Anyway back to the default OS. Since it’s a Google product, you integrate a Google account with the phone and boom, your life is moved over onto the Xperia S. You can also add a Facebook account, this syncs the reminder of your contacts.
So with your life in order, the next step is navigating the damnable thing. Tapping the menu button displays a mess off app shortcuts which can be long-held and dropped onto another app to create folders (thank you, iOS). Flicking left and right navigates through the menus but most of your time will be spent on the home screens. Create shortcuts, sort the home screen out and keep life simple. There’s plenty of Sony’s NXT crap like Timeline but I chose to ignore this. Some may call me foolish, I would call these naysayers blind men in the land of the damned. NXT is a hateful UI which should be quickly replaced with Go Launcher EX.
Gingerbread is an admirable OS and shame, it tries. If I was saddled with it I’d also make the best of a mediocre OS, which the Xperia S has gone and done. On the plus side, it’s as customisable as you want it to be. On the negative side, it’s Gingerbread, not Ice Cream Sandwich.
Well, I’m a whore for decent screens and the Xperia S has one of the best, if not the best on the market. It’s bright, clear, crisp and vibrant, like a tiny-LED TV. The phone is faster than a greased monkey only infinitely less hairy and greasy.

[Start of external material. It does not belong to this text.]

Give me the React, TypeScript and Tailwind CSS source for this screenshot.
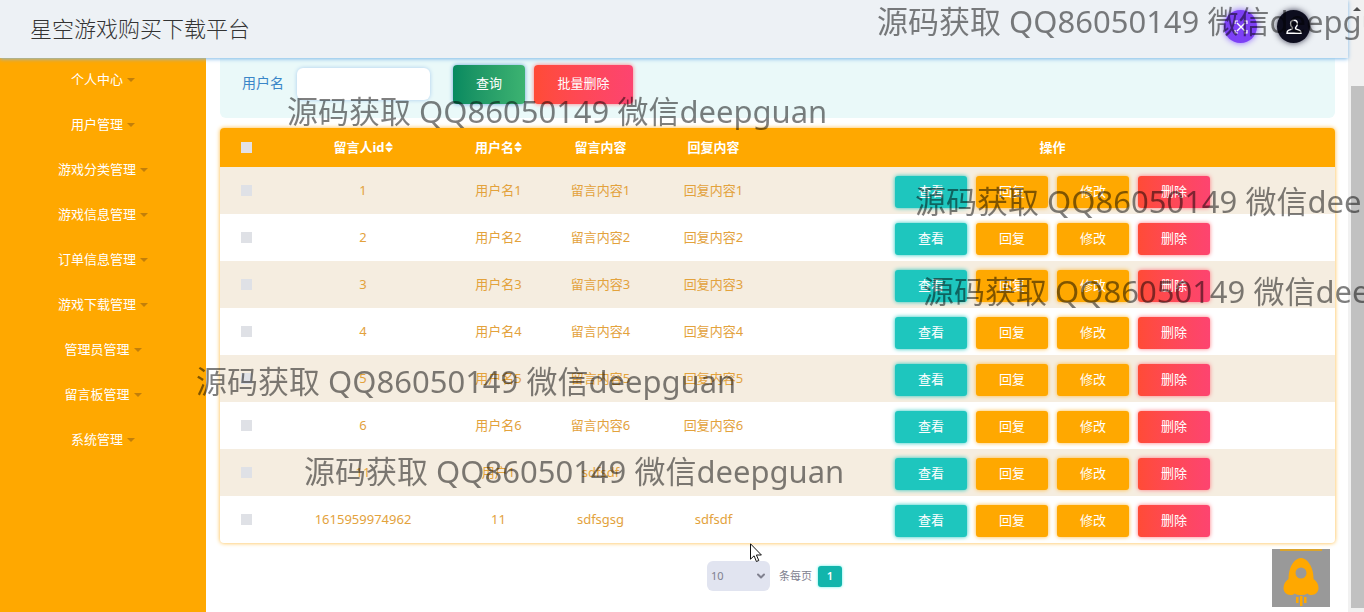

It looks good, but suffers a few knocks thanks to its bloated rear. Overall though, the Xperia S is nothing short of a revolution for Sony and one of the best Android devices on the market. I have no doubt in my mind that once the Xperia S receives the Android 4.0 update, there’ll be nothing holding it back from claiming the top spot in the hearts and minds of Android lovers the world over.